Written problem: Copy the lines holding the word "drawn", all of them.

Begin Given data

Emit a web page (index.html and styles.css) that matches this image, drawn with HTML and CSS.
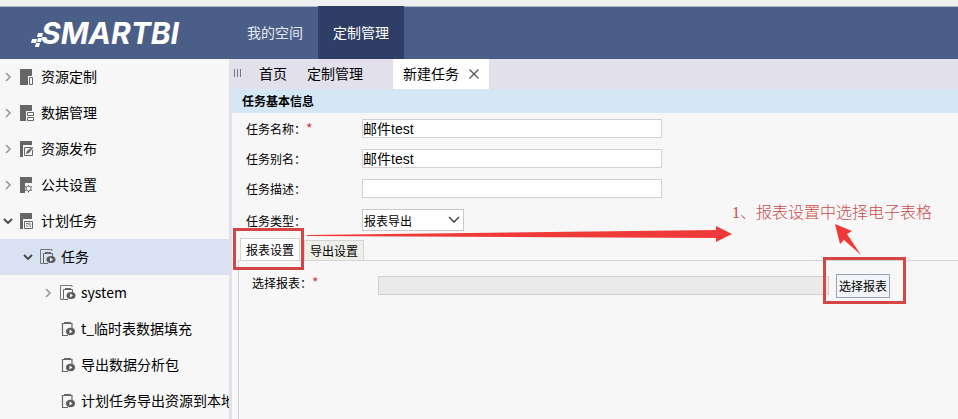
FILE: index.html
```html
<!DOCTYPE html>
<html lang="zh-CN">
<head>
    <meta charset="utf-8">
    <title>SMARTBI</title>
    <link rel="stylesheet" href="styles.css">
</head>
<body>
    <svg class="symbols" width="0" height="0">
        <symbol id="right" viewBox="0 0 10 10"><path d="M3 1l4 4-4 4" fill="none" stroke="#999" stroke-width="1.6"/></symbol>
        <symbol id="down" viewBox="0 0 10 10"><path d="M1 3l4 4 4-4" fill="none" stroke="#444" stroke-width="1.8"/></symbol>
        <symbol id="folder" viewBox="0 0 16 16">
            <path d="M3 14.500H.5V.5H12V2" fill="none" stroke="#777"/>
            <path d="M8 14.500H3.500V4.500h9V8" fill="none" stroke="#666"/>
            <path d="M5 3h6v2H5z" fill="#666"/>
            <ellipse cx="11" cy="10.500" rx="4.500" ry="3.500" fill="#5c5c5c"/>
            <path d="M10 8.500v4l3-2z" fill="#fff"/>
        </symbol>
        <symbol id="task" viewBox="0 0 16 16">
            <path d="M8 14.500H2.500V2.500H12V7" fill="none" stroke="#666" stroke-width="1.200"/>
            <path d="M4 1h7v2H4z" fill="#666"/>
            <ellipse cx="10.500" cy="10.500" rx="4.500" ry="3.700" fill="#5c5c5c"/>
            <path d="M9.500 8.500v4l3-2z" fill="#fff"/>
        </symbol>
    </svg>

    <header class="header">
        <a class="logo" href="#">
            <svg class="logo-mark" width="13" height="14" viewBox="0 0 13 14" fill="#fff">
                <path d="M7 0h5l-1 4H6zM1 6h5L5 10H0zM7 5h4l-1 4H6zM5 10h4l-1 4H4z"/>
            </svg>
            <span>SMARTBI</span>
        </a>
        <nav class="nav">
            <a class="nav-item" href="#">我的空间</a>
            <a class="nav-item active" href="#">定制管理</a>
        </nav>
    </header>

    <div class="body">
        <aside class="sidebar">
            <a class="node" href="#">
                <svg class="arrow"><use href="#right"/></svg>
                <svg class="icon" viewBox="0 0 16 16"><path d="M0 0h12v7H8v9H0z" fill="#666"/><path d="M9.500 8.500h3v7h-3z" fill="none" stroke="#666"/></svg>
                <span>资源定制</span>
            </a>
            <a class="node" href="#">
                <svg class="arrow"><use href="#right"/></svg>
                <svg class="icon" viewBox="0 0 16 16"><path d="M0 0h12v6H6v10H0z" fill="#666"/><path d="M7.500 7.500h6v3h-6zM7.500 12.500h6v3h-6z" fill="none" stroke="#666"/></svg>
                <span>数据管理</span>
            </a>
            <a class="node" href="#">
                <svg class="arrow"><use href="#right"/></svg>
                <svg class="icon" viewBox="0 0 16 16"><path d="M0 0h12v4H3v12H0z" fill="#666"/><path d="M11 6.500H4.500v8h8V9M6.500 12.500l6-6" fill="none" stroke="#666"/><path d="M6 13l1-3 5-4 1 1-4 5z" fill="#666"/></svg>
                <span>资源发布</span>
            </a>
            <a class="node" href="#">
                <svg class="arrow"><use href="#right"/></svg>
                <svg class="icon" viewBox="0 0 16 16"><path d="M0 0h12v6H5v10H0z" fill="#666"/><circle cx="8.500" cy="11.500" r="2.500" fill="none" stroke="#666"/><path d="M8.500 8v1M8.500 14v1.500M5 9.500l1 .5M11 13l1 .5M5 13.500l1-.5M11 10l1-.5" stroke="#666"/></svg>
                <span>公共设置</span>
            </a>
            <a class="node" href="#">
                <svg class="arrow"><use href="#down"/></svg>
                <svg class="icon" viewBox="0 0 16 16"><path d="M0 0h12v6H3v10H0z" fill="#666"/><path d="M4.500 8.500h8v7h-8zM6 10.500c3 0 4 1 4.500 3.500M6 12.500c1 0 1.500.5 2 1.500M9 9.500l2 2" fill="none" stroke="#666"/></svg>
                <span>计划任务</span>
            </a>
            <a class="node level-2 selected" href="#">
                <svg class="arrow"><use href="#down"/></svg>
                <svg class="icon"><use href="#folder"/></svg>
                <span>任务</span>
            </a>
            <a class="node level-3" href="#">
                <svg class="arrow"><use href="#right"/></svg>
                <svg class="icon"><use href="#folder"/></svg>
                <span>system</span>
            </a>
            <a class="node level-3" href="#">
                <svg class="arrow"></svg>
                <svg class="icon"><use href="#task"/></svg>
                <span>t_临时表数据填充</span>
            </a>
            <a class="node level-3" href="#">
                <svg class="arrow"></svg>
                <svg class="icon"><use href="#task"/></svg>
                <span>导出数据分析包</span>
            </a>
            <a class="node level-3" href="#">
                <svg class="arrow"></svg>
                <svg class="icon"><use href="#task"/></svg>
                <span>计划任务导出资源到本地</span>
            </a>
        </aside>

        <main class="main">
            <div class="tabs">
                <svg class="grip" width="8" height="8" viewBox="0 0 8 8"><path d="M.5 0v8M3.500 0v8M6.500 0v8" stroke="#777"/></svg>
                <a class="tab" href="#">首页</a>
                <a class="tab" href="#">定制管理</a>
                <div class="tab current">
                    <span>新建任务</span>
                    <button class="close" aria-label="关闭">
                        <svg width="10" height="10" viewBox="0 0 10 10"><path d="M.5.5l9 9M9.500.5l-9 9" stroke="#555" stroke-width="1.300"/></svg>
                    </button>
                </div>
            </div>

            <div class="content">
                <h2 class="title">任务基本信息</h2>
                <form class="form">
                    <div class="row">
                        <label for="name">任务名称：<em>*</em></label>
                        <input type="text" id="name" value="邮件test">
                    </div>
                    <div class="row">
                        <label for="alias">任务别名：</label>
                        <input type="text" id="alias" value="邮件test">
                    </div>
                    <div class="row">
                        <label for="desc">任务描述：</label>
                        <input type="text" id="desc">
                    </div>
                    <div class="row type-row">
                        <label for="type">任务类型：</label>
                        <div class="select">
                            <select id="type"><option>报表导出</option></select>
                            <svg width="12" height="8" viewBox="0 0 12 8"><path d="M1 1l5 5 5-5" fill="none" stroke="#333" stroke-width="1.300"/></svg>
                        </div>
                    </div>

                    <div class="sub-tabs">
                        <button type="button" class="sub-tab on">报表设置</button>
                        <button type="button" class="sub-tab">导出设置</button>
                    </div>
                    <div class="panel">
                        <label for="report">选择报表：<em>*</em></label>
                        <input type="text" id="report" disabled>
                        <button type="button" class="choose">选择报表</button>
                    </div>
                </form>

                <!-- notes drawn over the form -->
                <div class="box box-tab"></div>
                <div class="box box-button"></div>
                <svg class="arrows" width="640" height="60" viewBox="0 0 640 60" fill="#f03a3a">
                    <path d="M0 15L409 10V6l16 8-16 8v-4L0 16z"/>
                    <path d="M528 4l17 7-5 3 14 21-17-15-4 4z"/>
                </svg>
                <p class="note">1、报表设置中选择电子表格</p>
            </div>
        </main>
    </div>
</body>
</html>
```
FILE: styles.css
```css
* {
    box-sizing: border-box;
}
body {
    margin: 0;
    min-height: 100vh;
    display: flex;
    flex-direction: column;
    overflow: hidden;
    background-color: #f7f7f7;
    color: #000;
    font-family: "Noto Sans CJK SC", sans-serif;
    font-size: 14px;
}
a {
    color: inherit;
    text-decoration: none;
}
button, input, select {
    font-family: inherit;
    color: inherit;
    margin: 0;
}
.symbols {
    position: absolute;
}

/* header */
.header {
    display: flex;
    height: 59px;
    border-top: 6px solid #f0f0f0;
    box-shadow: inset 0 1px 0 #a9b6c6;
    background-color: #4b5e88;
    color: #fff;
}
.logo {
    display: flex;
    align-items: center;
    width: 232px;
    padding-left: 31px;
    font-family: Inter, sans-serif;
    font-size: 30px;
    font-weight: 700;
    font-style: italic;
    line-height: 50px;
}
.logo-mark {
    margin-top: 14px;
    margin-right: -3px;
}
.nav {
    display: flex;
}
.nav-item {
    padding: 0 15px;
    line-height: 52px;
    color: #e4e8f2;
}
.nav-item.active {
    background-color: #2f3e66;
    color: #fff;
}

/* tree */
.body {
    display: flex;
    flex: 1;
}
.sidebar {
    width: 229px;
    flex-shrink: 0;
    overflow: hidden;
}
.node {
    display: flex;
    align-items: center;
    height: 36px;
    padding-left: 3px;
    white-space: nowrap;
}
.node span {
    padding-bottom: 2px;
}
.level-2 {
    padding-left: 23px;
}
.level-3 {
    padding-left: 43px;
}
.selected {
    background-color: #d9e2f2;
}
.arrow {
    width: 10px;
    height: 10px;
    margin-right: 7px;
    flex-shrink: 0;
}
.icon {
    width: 16px;
    height: 16px;
    margin-right: 5px;
    flex-shrink: 0;
}

/* page tabs */
.main {
    flex: 1;
    min-width: 0;
    display: flex;
    flex-direction: column;
}
.tabs {
    display: flex;
    height: 30px;
    padding-left: 5px;
    background-color: #e1e0eb;
    line-height: 28px;
}
.grip {
    margin-top: 10px;
    margin-right: 7px;
}
.tab {
    padding: 0 10px;
}
.tab.current {
    display: flex;
    gap: 10px;
    margin-left: 20px;
    background-color: #fff;
}
.close {
    display: flex;
    align-items: center;
    padding: 0;
    border: none;
    background: none;
}

/* form */
.content {
    position: relative;
    flex: 1;
    display: flex;
    flex-direction: column;
    border-left: 3px solid #e1e0eb;
    font-size: 12px;
}
.title {
    margin: 0;
    padding-left: 10px;
    background-color: #d5e6f5;
    font-size: 12px;
    line-height: 24px;
}
.form {
    flex: 1;
    display: flex;
    flex-direction: column;
}
.row {
    display: flex;
    align-items: center;
    height: 30px;
    padding-left: 14px;
}
.row label {
    width: 116px;
}
em {
    color: #d33;
    font-size: 14px;
    font-style: normal;
    line-height: 12px;
}
.row input, .panel input {
    width: 300px;
    height: 19px;
    padding: 0;
    border: 1px solid #d3d0cf;
    background-color: #fff;
    font-family: "Liberation Sans", "Noto Sans CJK SC", sans-serif;
    font-size: 14px;
}
.type-row {
    height: 34px;
}
.select {
    display: flex;
    align-items: center;
}
.select select {
    appearance: none;
    width: 102px;
    height: 22px;
    padding: 0 1px;
    border: 1px solid #c8c8c8;
    border-radius: 0;
    background-color: #fff;
    font-size: 12px;
}
.select svg {
    margin-left: -16px;
    pointer-events: none;
}
.sub-tabs {
    display: flex;
    align-items: flex-end;
    gap: 4px;
    padding-left: 8px;
    height: 23px;
}
.sub-tab {
    height: 20px;
    padding: 0 5px;
    border: 1px solid #d4d4d4;
    border-bottom: none;
    background-color: #efefe9;
    font-size: 12px;
    line-height: 18px;
}
.sub-tab.on {
    height: 22px;
    background-color: #fff;
}
.panel {
    flex: 1;
    display: flex;
    align-items: flex-start;
    margin-left: 6px;
    padding: 13px 0 0 13px;
    border: 1px solid #d4d4d4;
    border-width: 1px 0 0 1px;
}
.panel label {
    width: 126px;
    line-height: 18px;
}
.panel input {
    width: 451px;
    margin-top: 2px;
    background-color: #eaeaea;
}
.choose {
    height: 24px;
    margin-left: 7px;
    padding: 0 2px 2px;
    border: 1px solid #98a3b5;
    background-color: #f2f4f7;
    font-size: 12px;
}

/* notes */
.box {
    position: absolute;
    border: 3px solid #d54545;
}
.box-tab {
    left: 1px;
    top: 139px;
    width: 71px;
    height: 42px;
}
.box-button {
    left: 591px;
    top: 168px;
    width: 83px;
    height: 47px;
}
.arrows {
    position: absolute;
    left: 75px;
    top: 131px;
    pointer-events: none;
}
.note {
    position: absolute;
    left: 500px;
    top: 112px;
    margin: 0;
    color: #c94b4b;
    font-family: "Liberation Serif", "Noto Sans CJK SC", serif;
    font-size: 16px;
    font-weight: 300;
    line-height: 24px;
    white-space: nowrap;
}
```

End Given data

Problem solution:
Emit a web page (index.html and styles.css) that matches this image, drawn with HTML and CSS.
                <!-- notes drawn over the form -->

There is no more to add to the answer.